«C’è che noi nella storia siamo dalla parte del riscatto, loro dall’altra. Da noi, niente va perduto, nessun gesto, nessuno sparo, pur uguale al loro, m’intendi? Uguale al loro, va perduto, tutto servirà se non a liberare noia liberare i nostri figli, a costruire un’umanità senza più rabbia, serena, in cui si possa non essere cattivi»

(Italo Calvino-Il sentiero dei nidi di ragno)

domenica 11 maggio 2014

GUIDA ALL'ANALISI DEL TESTO

ULTIMO VIENE IL CORVO
La condizione umana tra bene e male





Il racconto rispecchia l’impegno conoscitivo di Calvino, l’amara consapevolezza della problematicità della condizione umana, costantemente in bilico tra il bene e il male, il giusto e l’ingiusto. Questo ragazzo, cresciuto allo sbando, per il quale la guerra è solo un’occasione di gioco, diventa l’emblema della «crudeltà innocente della vita» - Geno Pampaloni-

«Aggregatosi per puro caso alla banda partigiana, che per lui non si distingue da quella nazi-fascista, aveva sconvolto il suo gruppo per la mira infallibile: per catturare le trote le colpiva con il suo fucile a mano a mano che affioravano dall’acqua, mentre gli occasionali compagni avrebbero voluto buttare una bomba nel torrente per farle morire tutte. Il problema, è chiaro, si fa conoscitivo: di fronte alla rete prevedibile del sapere sistematico che teoricamente comprende tutto ma che in pratica non controlla i moti del singolo, il ragazzo senza nome, ma battezzato con l’epiteto popolare «faccia a mela», dimostra la superiorità di un sapere che di volta in volta si pone un obiettivo concreto. Il contesto della guerra è ormai abbandonato per assistere agli esercizi sin- golari di “faccia a mela” che centra qualsiasi oggetto entri nel suo campo visivo. Come la pistola di Pin, il fucile gli permette un pieno contatto con l’esterno: “Era un bel gioco andare così da un bersaglio all’altro: forse si poteva fare il giro del mondo”. Ma poi l’incontro con un tedesco lo obbliga a cambiare tattica, perché di un bersaglio dotato di logica si tratta: vuole salvare la pelle e quindi obbliga il ragazzo a scegliere il proprio campo visivo. Quando, arrivato il corvo, pensando che come al solito “faccia a mela” si sarebbe momentaneamente distratto per abbatterlo, il tedesco approfitta per fuggire, viene colpito invece inesorabilmente “giusto in mezzo a un’aquila ad ali spiegate che aveva ricamata sulla giubba” e che era il vero bersaglio assolutamente astorico, del gio- vane. Il corvo, simbolo antropologico di morte, significativamente non viene mirato e colpito. La conoscenza non aiuta a distinguere tra la parte giusta e quella sbagliata della Storia, se non in circostanze d’eccezione e non serve a risolvere i quesiti più drammatici dell’individuo, comunque in mano a un destino che lo sovrasta» (Benussi, 1989).
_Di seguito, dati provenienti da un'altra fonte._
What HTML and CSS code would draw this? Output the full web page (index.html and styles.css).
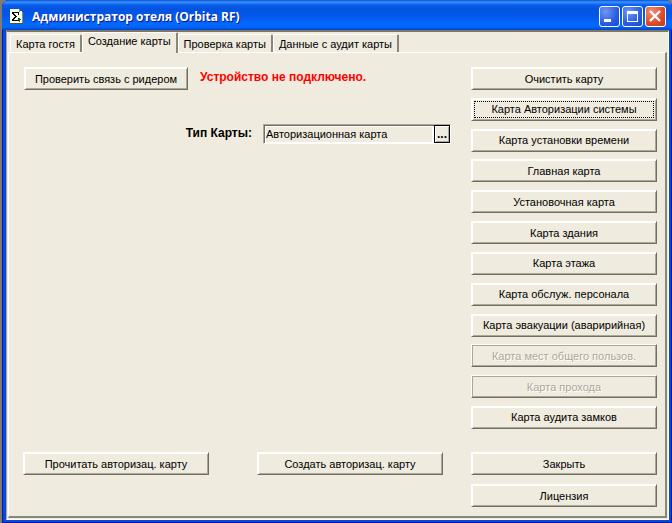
FILE: index.html
```html
<!DOCTYPE html>
<html lang="ru">
<head>
  <meta charset="UTF-8">
  <meta name="viewport" content="width=device-width, initial-scale=1.0">
  <title>Администратор отеля (Orbita RF)</title>
  <link rel="stylesheet" href="styles.css">
</head>
<body>
  <div class="window">
    <header class="titlebar">
      <svg class="app-icon" width="13" height="15" viewBox="0 0 13 15" shape-rendering="crispEdges">
        <path d="M0 0h10v2h2v12H0z" fill="#fffff0"/>
        <path d="M10 0v3h3v11h-1V3H9V0z" fill="#8c8c60"/>
        <path d="M0 14h13v1H0z" fill="#55552a"/>
        <path d="M2 3h7v3H8V4H4v1h1v1h1v1h1v1H6v1H5v1H4v1h4V9h1v3H2v-2h1V9h1V8h1V7H4V6H3V5H2z" fill="#000"/>
        <path d="M9 9h1v1h1v1h-1v2H9v-2H8v-1h1z" fill="#008000"/>
      </svg>
      <h1 class="title">Администратор отеля (Orbita RF)</h1>
      <div class="window-controls">
        <button type="button" class="control" aria-label="Свернуть">
          <svg width="19" height="19" viewBox="0 0 19 19"><path d="M4 12h7v3H4z" fill="#fff"/></svg>
        </button>
        <button type="button" class="control" aria-label="Развернуть">
          <svg width="19" height="19" viewBox="0 0 19 19"><path d="M4 4h11v11H4zM5 7v7h9V7z" fill="#fff" fill-rule="evenodd"/></svg>
        </button>
        <button type="button" class="control control-close" aria-label="Закрыть окно">
          <svg width="19" height="19" viewBox="0 0 19 19"><path d="M4 4l10 10M14 4l-10 10" stroke="#fff" stroke-width="2.3"/></svg>
        </button>
      </div>
    </header>

    <main class="client">
      <nav class="tabs" role="tablist">
        <button type="button" class="tab" role="tab">Карта гостя</button>
        <button type="button" class="tab active" role="tab" aria-selected="true">Создание карты</button>
        <button type="button" class="tab" role="tab">Проверка карты</button>
        <button type="button" class="tab" role="tab">Данные с аудит карты</button>
      </nav>

      <div class="panel">
        <form class="card-form">
          <div class="reader">
            <button type="button" class="btn btn-reader">Проверить связь с ридером</button>
            <span class="status">Устройство не подключено.</span>
          </div>
          <div class="card-type">
            <label for="cardType">Тип Карты:</label>
            <div class="field">
              <input type="text" id="cardType" value="Авторизационная карта" readonly>
              <button type="button" class="browse">...</button>
            </div>
          </div>
          <div class="form-actions">
            <button type="button" class="btn btn-wide">Прочитать авторизац. карту</button>
            <button type="button" class="btn btn-wide">Создать авторизац. карту</button>
          </div>
        </form>

        <aside class="side">
          <div class="card-list">
            <button type="button" class="btn">Очистить карту</button>
            <button type="button" class="btn focused">Карта Авторизации системы</button>
            <button type="button" class="btn">Карта установки времени</button>
            <button type="button" class="btn">Главная карта</button>
            <button type="button" class="btn">Установочная карта</button>
            <button type="button" class="btn">Карта здания</button>
            <button type="button" class="btn">Карта этажа</button>
            <button type="button" class="btn">Карта обслуж. персонала</button>
            <button type="button" class="btn">Карта эвакуации (аваририйная)</button>
            <button type="button" class="btn" disabled>Карта мест общего пользов.</button>
            <button type="button" class="btn" disabled>Карта прохода</button>
            <button type="button" class="btn">Карта аудита замков</button>
          </div>
          <div class="app-actions">
            <button type="button" class="btn">Закрыть</button>
            <button type="button" class="btn">Лицензия</button>
          </div>
        </aside>
      </div>
    </main>
  </div>
</body>
</html>
```
FILE: styles.css
```css
* { box-sizing: border-box; }
body { margin: 0; padding-left: 2px; background: #7f7c73; font-family: "Liberation Sans", Arial, sans-serif; font-size: 11px; line-height: 15px; color: #000; }
button, input { font: inherit; color: inherit; margin: 0; }

.window { display: flex; flex-direction: column; min-height: 100vh; padding: 0 3px 3px 4px; background: #0a48dc; border-radius: 7px 7px 0 0; box-shadow: inset 1px 0 #0019a8, inset -1px -1px #0019a8; }

/* title bar */
.titlebar { display: flex; align-items: center; height: 30px; margin: 0 -3px 0 -4px; padding: 3px 6px 0 8px; border-radius: 7px 7px 0 0; background: linear-gradient(#0a4fd0 0, #3a93ff 2px, #0a5fee 5px, #0253e0 9px, #0458ea 16px, #0268ff 24px, #0265fa 27px, #0044c8 30px); }
.app-icon { flex: none; }
.title { flex: 1; margin: 0 0 0 9px; font-family: "Open Sans", "Noto Sans", sans-serif; font-size: 12px; line-height: 18px; font-weight: bold; color: #fff; text-shadow: 1px 1px #0a1883; }
.window-controls { display: flex; gap: 2px; }
.control { width: 21px; height: 21px; padding: 0; border: 1px solid #fff; border-radius: 3px; background: radial-gradient(circle at 30% 25%, #6f97f5, #2a5ce0 60%, #1c48c8); }
.control svg { display: block; }
.control-close { background: radial-gradient(circle at 30% 25%, #f0907a, #dc4a28 60%, #c03a18); }

/* client area */
.client { flex: 1; display: flex; flex-direction: column; padding: 0 1px 1px; background: #efebde; border: 1px solid #fff; border-top: 2px solid #7b786b; border-left-color: #aca899; }
.tabs { display: flex; align-items: flex-end; height: 20px; padding-left: 2px; }
.tab { height: 18px; padding: 1px 5px 0; border: 1px solid #fff; border-right: 2px solid #8a8777; border-bottom: 0; border-radius: 2px 2px 0 0; background: #efebde; white-space: nowrap; }
.tab.active { height: 21px; margin-bottom: -1px; padding-bottom: 4px; position: relative; }

.panel { flex: 1; display: flex; justify-content: space-between; gap: 20px; padding: 14px 8px 9px 14px; border: 1px solid #fff; border-right: 2px solid #8a8777; border-bottom: 2px solid #8a8777; }

/* buttons */
.btn { height: 23px; padding: 1px 4px 0; border: 1px solid; border-color: #fff #716f64 #716f64 #fff; background: #efebde; box-shadow: inset 1px 1px #fff, inset -1px -1px #aca899; white-space: nowrap; }
.btn.focused { outline: 1px dotted #000; outline-offset: -4px; }
.btn:disabled { color: #aca899; text-shadow: 1px 1px #fff; box-shadow: inset 1px 1px #aca899, inset -1px -1px #aca899; }
.btn-reader { width: 164px; }
.btn-wide { width: 186px; }

.card-form { flex: 1; display: flex; flex-direction: column; padding-bottom: 32px; }
.reader { display: flex; align-items: center; gap: 12px; padding-left: 1px; }
.status { padding-bottom: 3px; font-size: 12px; font-weight: bold; color: #f00; white-space: nowrap; }
.card-type { display: flex; align-items: center; justify-content: flex-end; gap: 11px; margin-top: 34px; }
.card-type label { padding-bottom: 1px; font-size: 12px; font-weight: bold; }
.field { display: flex; width: 188px; height: 20px; border: 1px solid; border-color: #aca899 #fff #fff #aca899; box-shadow: inset 1px 1px #716f64; }
.field input { flex: 1; min-width: 0; margin: 1px 0 0 1px; padding: 0; border: 1px solid #fff; border-right-width: 2px; background: transparent; outline: 0; }
.browse { width: 16px; padding: 0; border: 1px solid #000; background: #efebde; box-shadow: inset 1px 1px #fff, inset -1px -1px #aca899; font-size: 12px; font-weight: bold; line-height: 12px; }
.form-actions { display: flex; gap: 48px; margin-top: auto; }

.side { flex: none; width: 186px; display: flex; flex-direction: column; gap: 23px; }
.card-list { flex: 1; display: flex; flex-direction: column; justify-content: space-between; }
.app-actions { display: flex; flex-direction: column; gap: 9px; }
```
Lo stile rapido ed essenziale

Lo stile di Calvino neorealista è caratterizzato da frasi coordinate e da dialoghi brevi con espressioni informali del parlato (C’è pieno di trote... Cosa vuole questo?... Cribbio...Questo non ne sbaglia una... Se lui sta attento agli uccelli non sta attento a me. Appena tira io mi butto...).

La prevalenza delle sequenze descrittive (il paesaggio, la ricerca dei bersagli) determina un ritmo lento, così che la tragica realtà della guerra partigiana sfuma gradualmente nella dimensione fiabesca e irreale. Il ritmo si accelera nelle sequenze dell’inseguimento del soldato (Ad un tratto il proiettile gli sfiorò una guancia. Si voltò... Si buttò... Sentì... sbucò e sparò... L’inseguì... Gli bruciò...). 

Poi nella parte finale i punti interrogativi creano l’attesa angosciante della morte (Forse il corvo era troppo alto?... Si metteva a tirare alle pigne, adesso? A una a una colpiva le pigne che cascavano con una botta secca... Possibile che il ragazzo non lo vedesse?... Là c’è il corvo!).